Australian influencer marketing is estimated at over $500M annually and growing. But the distribution of that spend — and the distribution of results — is increasingly unequal. Brands with sophisticated influencer programs are generating strong returns. Brands running one-off, transactional influencer placements are getting less and less for their investment.
The shift is structural. Australian audiences have become significantly better at identifying paid influencer content, and their trust in mega-influencer brand partnerships has declined proportionally. Meanwhile, micro and nano-creators with smaller, highly engaged audiences are outperforming their larger counterparts on engagement rate, conversion, and authentic brand integration.
| Tier | Followers | Avg Engagement Rate | Best For |
|---|---|---|---|
| Nano | 1K–10K | 5–10% | Hyperlocal, niche audiences, authentic integration |
| Micro | 10K–100K | 3–5% | Category-specific reach with genuine trust |
| Mid-tier | 100K–500K | 1.5–3% | Broader awareness with some category alignment |
| Macro | 500K–1M | 1–1.5% | Mass awareness, limited trust premium |
| Mega | 1M+ | 0.5–1% | Brand association, not conversion |
Genuine product relationship. The highest-performing influencer integrations are the ones where the creator genuinely uses and values the product. Audiences can identify forced enthusiasm immediately. Build relationships with creators who already engage with your category before they're on your payroll.
Creative freedom with brand guardrails. Influencer content that sounds like a brand brief performs significantly worse than content that sounds like the creator. Give influencers the key messages and the brand guardrails, then get out of the way. The awkwardness of over-directed influencer content is immediately apparent to audiences.
Long-term partnerships over one-off placements. A creator who has featured your brand authentically across six posts over six months is dramatically more trusted than one who makes a single sponsored post. Budget for ongoing relationships, not single activations.
Influencer marketing measurement in Australia remains inconsistent. Most brands track reach and engagement — the easiest metrics — without connecting them to the business outcomes that actually matter. The brands getting the most out of influencer partnerships are the ones using: unique discount codes to track direct conversions; UTM-tagged links to track website traffic from each creator; before/after brand searches to measure brand awareness lift; and customer surveys to identify creator touchpoints in the purchase journey.

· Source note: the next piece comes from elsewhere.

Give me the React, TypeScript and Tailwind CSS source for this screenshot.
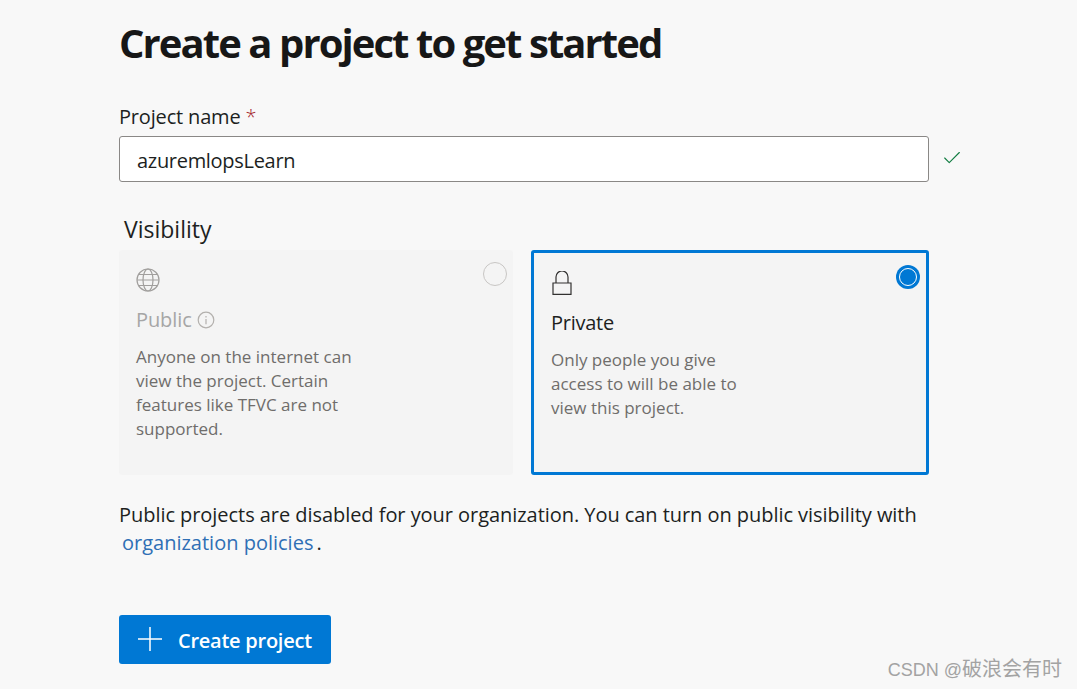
import { Check } from "lucide-react";

const font = "font-['Open_Sans','Noto_Sans','Noto_Sans_CJK_SC',sans-serif]";

function GlobeIcon() {
  return (
    <svg width="24" height="24" viewBox="0 0 24 24" fill="none" stroke="#a19f9d" strokeWidth="1.2">
      <circle cx="12" cy="12" r="11" />
      <ellipse cx="12" cy="12" rx="5" ry="11" />
      <path d="M1 12h22M2.5 6.5h19M2.5 17.5h19" />
    </svg>
  );
}

function InfoIcon() {
  return (
    <svg width="18" height="18" viewBox="0 0 18 18" fill="none" stroke="#b3b0ad" strokeWidth="1.2">
      <circle cx="9" cy="9" r="7.8" />
      <path d="M9 8v5.2M9 5v1.4" />
    </svg>
  );
}

function LockIcon() {
  return (
    <svg width="20" height="24" viewBox="0 0 20 24" fill="none" stroke="#323130" strokeWidth="1.2">
      <path d="M1 12h18v11.4H1zM4 12V6a6 6 0 0 1 12 0v6" />
    </svg>
  );
}

export default function App() {
  return (
    <div className={`${font} relative h-[689px] w-[1077px] overflow-hidden bg-[#f8f8f8] pl-[119px] text-[#201f1e]`}>
      <h1 className="h-[86px] pt-[14px] text-[40px] leading-[58px] font-bold tracking-[-1.93px] whitespace-nowrap text-[#171717]">
        Create a project to get started
      </h1>

      <label className="mt-[17px] block h-[33px] text-[20px] leading-[27px] tracking-[-0.17px]">
        Project name <span className="font-light text-[#a4262c]">*</span>
      </label>

      <div className="flex items-center">
        <div className="flex h-[46px] w-[810px] items-center rounded-[3px] border border-[#8a8886] bg-white pt-[3px] pl-[17px] text-[20px] tracking-[-0.3px]">
          azuremlopsLearn
        </div>
        <Check className="mt-[-2px] ml-[12px] text-[#107c41]" size={22} strokeWidth={1.2} />
      </div>

      <div className="mt-[32px] h-[36px] pl-[5px] text-[23px] leading-[30px]">Visibility</div>

      <div className="flex w-[810px] gap-[18px]">
        <div className="relative h-[225px] w-[394px] rounded-[3px] bg-[#f4f4f4] pt-[18px] pl-[17px]">
          <GlobeIcon />
          <div className="mt-[14px] flex h-[28px] items-center gap-[5px] text-[#a6a6a6]">
            <span className="text-[20px] tracking-[-0.1px]">Public</span>
            <InfoIcon />
          </div>
          <p className="mt-[11px] w-[240px] text-[17px] leading-[24px] text-[#6f6d6b]">
            Anyone on the internet can view the project. Certain features like TFVC are not supported.
          </p>
          <span className="absolute top-[12px] right-[6px] h-[24px] w-[24px] rounded-full border border-[#c8c6c4]" />
        </div>

        <div className="relative h-[225px] w-[398px] rounded-[3px] border-[3px] border-[#0078d4] bg-[#f4f4f4] pt-[18px] pl-[17px]">
          <div className="ml-[1px]">
            <LockIcon />
          </div>
          <div className="mt-[14px] h-[28px] text-[20px] leading-[28px] tracking-[-0.25px]">Private</div>
          <p className="mt-[11px] w-[200px] text-[17px] leading-[24px] text-[#6f6d6b]">
            Only people you give access to will be able to view this project.
          </p>
          <span className="absolute top-[12px] right-[6px] flex h-[24px] w-[24px] items-center justify-center rounded-full bg-[#0078d4]">
            <span className="h-[18px] w-[18px] rounded-full border border-white" />
          </span>
        </div>
      </div>

      <p className="mt-[26px] h-[28px] text-[20px] leading-[28px] tracking-[-0.05px] whitespace-nowrap">
        Public projects are disabled for your organization. You can turn on public visibility with
      </p>
      <p className="h-[28px] pl-[3px] text-[20px] leading-[28px]">
        <a className="text-[#2f6fb5]">organization policies</a>
        <span className="ml-[3px]">.</span>
      </p>

      <button className="mt-[58px] flex h-[49px] w-[212px] items-center rounded-[3px] bg-[#0078d4] pt-[3px] pl-[18px] text-[20px] font-semibold tracking-[-0.25px] text-white">
        <svg width="26" height="26" viewBox="0 0 26 26" stroke="currentColor" strokeWidth="1.5" className="mt-[-4px] shrink-0">
          <path d="M13 1v24M1 13h24" />
        </svg>
        <span className="ml-[15px]">Create project</span>
      </button>

      <span className="absolute right-[15px] bottom-[7px] flex items-baseline gap-[0px] font-['Liberation_Sans','Noto_Sans_CJK_SC',sans-serif] text-[20px] leading-[24px] text-[#a3a3a3]">
        <span className="text-[18px] whitespace-pre">CSDN @</span>
        <span>破浪会有时</span>
      </span>
    </div>
  );
}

Nano-creators: $200–$1,000 per post. Micro-creators: $500–$3,000 per post. Mid-tier: $3,000–$10,000 per post. Macro: $10,000–$30,000 per post. Mega: $30,000–$100,000+ per post. Usage rights, exclusivity and gifting add to these rates. Rates vary significantly by category, platform and content format.
Both have advantages. Working directly is more cost-effective and allows for more genuine relationship-building. Working through agents or platforms (Creator.co, Tribe, AspireIQ) provides access to a broader creator network with built-in contracts and payment processing. For brands running more than 5–10 creator partnerships per year, a platform or agency relationship is usually more efficient.
Audit who is already talking about your category. Look at who your best customers follow. Use creator discovery tools to identify creators with your target audience demographics. Prioritise engagement quality over follower count — check comment quality, not just volume. And always look at the creator's previous brand work: do the integrations feel genuine or forced?